Ok, lets take attrd for example - which I've been wanted to rewrite to be truly atomic for half a decade or more.

Under this model, not only do I have to find the time to write and test the new addition, but I also have to:
* keep maintaining the old code until... when?
* probably write and maintain a compatibility layer
* make it possible to choose which gets used (a small but annoying task)
* make it possible to figure out which was in use for support
* educate people that there are two, and when to chose one over the other
* answer copious emails from confused users

Thats starting to sound like a decent fraction of the overall effort. 

[/me puts on selfish hat]
And none of the extra work is of any benefit to me or RH.
The code got written because it replaces something that needed replacing and I'd not have included it in any kind of release if I didn't have good reason to believe it was as good or better than what it was replacing.
[/me takes off hat]

But of course everyone else is just can only take my word for the "as good or better" part, which is not ideal.
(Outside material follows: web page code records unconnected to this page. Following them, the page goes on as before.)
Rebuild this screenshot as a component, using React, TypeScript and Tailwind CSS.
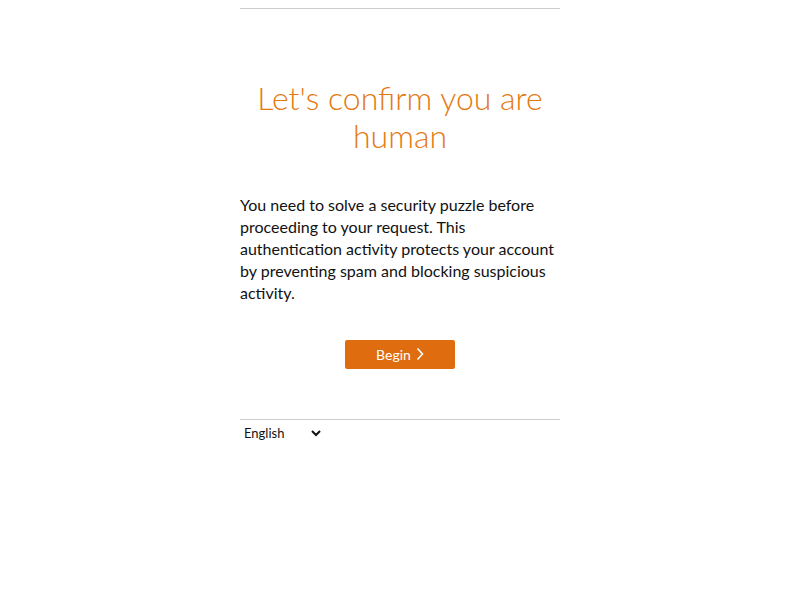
export default function App() {
  return (
    <div className="min-h-screen bg-white" style={{ fontFamily: "Lato, 'Noto Sans', Arial, sans-serif" }}>
      <div className="mx-auto w-[320px] pt-2">
        <div className="border-t border-[#cccccc]" />

        <h1 className="mt-[70px] text-center text-[32px] font-light leading-[38px] text-[#e47911]">
          Let's confirm you are human
        </h1>

        <p className="mt-[39px] text-[16px] leading-[22px] text-[#111111]">
          You need to solve a security puzzle before proceeding to your request. This
          authentication activity protects your account by preventing spam and blocking
          suspicious activity.
        </p>

        <div className="mt-[36px] flex justify-center">
          <button className="flex h-[29px] w-[110px] items-center justify-center gap-[5px] rounded-[2px] bg-[#e06c10] text-[14px] text-white">
            Begin
            <svg width="8" height="14" viewBox="0 0 8 14" fill="none" className="-mt-[2px]">
              <path d="M1.5 1.5l5 5.5-5 5.5" stroke="white" strokeWidth="1.6" />
            </svg>
          </button>
        </div>

        <div className="mt-[50px] border-t border-[#cccccc]" />
        <div>
          <select className="h-[24px] w-[84px] bg-white text-[13px] text-[#111111]">
            <option>English</option>
          </select>
        </div>
      </div>
    </div>
  );
}
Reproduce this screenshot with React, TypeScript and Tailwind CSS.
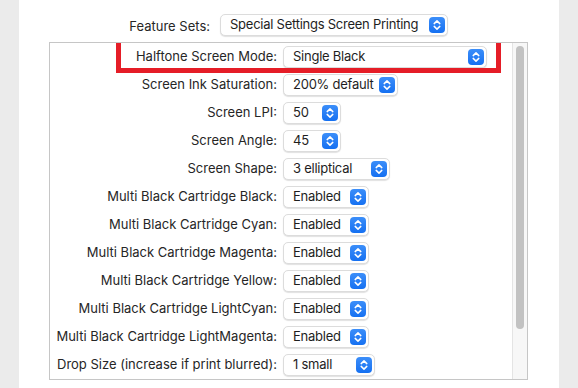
import React from "react";

const rows: { label: string; value: string; width: string; boxed?: boolean }[] = [
  { label: "Halftone Screen Mode:", value: "Single Black", width: "w-[204px]", boxed: true },
  { label: "Screen Ink Saturation:", value: "200% default", width: "w-[115px]" },
  { label: "Screen LPI:", value: "50", width: "w-[58px]" },
  { label: "Screen Angle:", value: "45", width: "w-[58px]" },
  { label: "Screen Shape:", value: "3 elliptical", width: "w-[107px]" },
  { label: "Multi Black Cartridge Black:", value: "Enabled", width: "w-[86px]" },
  { label: "Multi Black Cartridge Cyan:", value: "Enabled", width: "w-[86px]" },
  { label: "Multi Black Cartridge Magenta:", value: "Enabled", width: "w-[86px]" },
  { label: "Multi Black Cartridge Yellow:", value: "Enabled", width: "w-[86px]" },
  { label: "Multi Black Cartridge LightCyan:", value: "Enabled", width: "w-[86px]" },
  { label: "Multi Black Cartridge LightMagenta:", value: "Enabled", width: "w-[86px]" },
  { label: "Drop Size (increase if print blurred):", value: "1 small", width: "w-[92px]" },
];

function Stepper() {
  return (
    <span className="flex h-[16px] w-[16px] shrink-0 items-center justify-center rounded-[4px] bg-gradient-to-b from-[#3b8ef9] to-[#1470f1]">
      <svg width="16" height="16" viewBox="0 0 16 16" fill="none">
        <path d="M5.2 6.6 L8 3.9 L10.8 6.6" stroke="white" strokeWidth="1.5" strokeLinecap="round" strokeLinejoin="round" />
        <path d="M5.2 9.4 L8 12.1 L10.8 9.4" stroke="white" strokeWidth="1.5" strokeLinecap="round" strokeLinejoin="round" />
      </svg>
    </span>
  );
}

function PopUp({ value, width }: { value: string; width: string }) {
  return (
    <div
      className={`${width} flex h-[22px] items-center justify-between rounded-[5px] border border-[#dcdcdc] bg-white pl-[9px] pr-[2px] shadow-[0_1px_1px_rgba(0,0,0,0.12)]`}
    >
      <span className="whitespace-nowrap text-[13px] tracking-[-0.25px] text-[#1e1e1e]">{value}</span>
      <Stepper />
    </div>
  );
}

export default function App() {
  return (
    <div className="flex h-[388px] w-[578px] bg-[#ebebeb] font-['Inter',sans-serif] text-[13px] text-[#262626]">
      <div className="ml-[19px] flex h-full w-[540px] flex-col bg-white">
        {/* Feature sets selector */}
        <div className="flex h-[42px] items-start pl-[93px] pt-[14px]">
          <span className="mt-[3px] w-[98px] text-right">Feature Sets:</span>
          <div className="ml-[10px]">
            <PopUp value="Special Settings Screen Printing" width="w-[228px]" />
          </div>
        </div>

        {/* Settings list */}
        <div className="relative ml-[30px] flex h-[338px] w-[479px] border border-[#c6c6c6]">
          <div className="flex flex-1 flex-col overflow-hidden">
            {rows.map((r) => (
              <div key={r.label} className="relative flex h-[28px] shrink-0 items-center">
                <span className="w-[227px] shrink-0 whitespace-nowrap text-right">{r.label}</span>
                <div className="ml-[6px]">
                  <PopUp value={r.value} width={r.width} />
                </div>
                {r.boxed && (
                  <div className="absolute left-[66px] top-[-5px] h-[35px] w-[385px] border-[5px] border-[#e51d27]" />
                )}
              </div>
            ))}
          </div>
          <div className="flex w-[15px] shrink-0 justify-center border-l border-[#e4e4e4] bg-[#f7f7f7] pt-[3px]">
            <div className="h-[283px] w-[8px] rounded-full bg-[#c2c2c2]" />
          </div>
        </div>
      </div>
    </div>
  );
}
Perhaps its just a question of just making the -rc phase longer when there's a big change involved.

> You'd get to develop
> and bring forward pacemaker 2.x all you want - and if RHEL7 wanted to
> freeze a specific version, they'd support 2.x.y for that. (OK, so that
> would probably be you too, though.)

In my perfect world, under this model, RH would dip into the releases and take every 2nd or 3rd, whatever was ready at the time.

Btw. _IF_ we do this, I'd be wanting to go with Pacemaker-$x (no .y or .z).
We shouldn't create the impression of doing release series when we're not.